Perhaps it was inevitable.
But it seems increasingly likely that the Supreme Court, with its 6-3 conservative majority, will play a major role in determining which party wins the U.S. House next year.
That possibility increased when Justice Samuel Alito paused a lower court’s rejection of the effort by Texas Republicans to heed Trump’s demands by giving themselves five more House seats.
With filing opening Dec. 8 for the 2026 Texas primaries next March, the full court’s ultimate ruling will either restore the GOP effort to use redistricting to keep its House majority — or doom it.
But Texas is just one of several states whose redistricting cases could ultimately wind up before the court. That includes some where GOP-controlled states joined Texas in voting to help the Republicans — and others where Democrats sought to offset them.
This legal maneuvering is occurring against a political backdrop in which polls indicate that, without judicial intercession, voters are increasingly likely to restore Democratic control of the House next year — and thus dampen the final two years of Trump’s presidency.
But the potential for judicial influence goes beyond the rush to redistrict.
The justices are also considering a case that could dramatically change the entire legal basis for redistricting by overturning 60 years of rulings that the 1965 Voting Rights Act requires that minority voters have an opportunity to pick representatives of their choice.
With Republicans currently holding only a three-seat House margin, and the political tide running against them, the prospect of favorable Supreme Court rulings may constitute their best real hope of keeping control.
This latest skirmish began when Trump pressured Gov. Greg Abbott and the Republican-controlled Texas Legislature to enact an unusual mid-decade House redistricting plan to help the GOP buck a potential 2026 Democratic electoral tide. The goal was to increase the party’s current 25-13 margin by five seats, though reduced GOP support among Hispanic voters in recent polls and off-year elections has raised doubts that will happen.

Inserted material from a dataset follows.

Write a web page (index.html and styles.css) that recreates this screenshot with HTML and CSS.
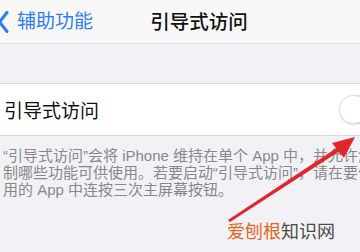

But the GOP plan suffered a judicial setback earlier this month, ironically in a decision written by a Trump appointee. A three-judge federal court ruled the Republican redistricting plan was unconstitutional because it was racially discriminatory, rather than the kind of political gerrymander that the court previously sanctioned. It would likely eliminate the seats of two Black Texas Democrats and make three other districts more Republican.
The decision cited a letter from the Trump Justice Department that contended the state’s prior 2021 districting plan reflected illegal racial considerations, even though it followed Supreme Court guidelines.
After the Texas legislature’s action, the Missouri legislature’s GOP majority voted to eliminate one of the state’s two Democratic House members, and Ohio Republicans passed a plan that could cut 1-2 more. Further Republican moves are pending in Florida, but reluctant Republicans blocked potential action in Indiana and Kansas, at least for now.
Unsurprisingly, those moves prompted Democratic responses, notably Gov. Gavin Newsom’s plan to add five Democratic seats in California, which its voters approved this month. A state judge unexpectedly gave Utah Democrats a seat they can likely win, and Virginia Democrats could easily add two more early next year.
Republicans quickly filed a court challenge to the California plan. Interestingly, their suit opposing the Democrats is backed by the same Justice Department that is supporting the GOP’s Texas plan, lest anyone doubt this is more about politics than legalities.
Meanwhile, the Supreme Court itself has raised doubts on the future role of racial considerations in congressional redistricting. Earlier this month, it held a re-hearing on a much-debated case involving the drawing of district lines in Louisiana.
In that case, it ruled last year that the Voting Rights Act required the state to create a second minority majority district — out of six — because Louisiana’s population is more than one-third Black. But critics of that decision argued this month that the landmark law’s provisions protecting minority voters should be declared illegal because they discriminate against white voters.
Several members of the court’s conservative majority — which includes three Trump nominees — seemed sympathetic to that argument during the oral argument. If the court ultimately rules that way, the practical result would be to enable Republican legislatures in Southern states to eliminate districts that have generally elected Black Democrats, possibly jeopardizing the re-elections of more than a dozen of them.
There is a certain irony in how Trump, who has contended without evidence for years that the 2020 election was rigged against him, now wants to rig next year’s congressional balloting for his party.
It’s because the Republicans fear the combination of the normal mid-term tide against the party in power, Trump’s low job approval levels and the party’s tiny current margin is likely to bring a Democratic House — unless they could change the calculus. Recent polls confirm their fears.
Not only would a Democratic House stalemate any Trump legislative initiatives, like proposals for further domestic spending cuts, but it would almost certainly unleash a spate of investigations into his administration and probably, given recent history, renewed attempts to impeach him.
After all, when Trump was last in the White House and Democrats regained the House in the 2018 midterm election, he was twice impeached by the House — though rescued both times by the GOP Senate.
Republicans hope the Supreme Court can help to prevent that.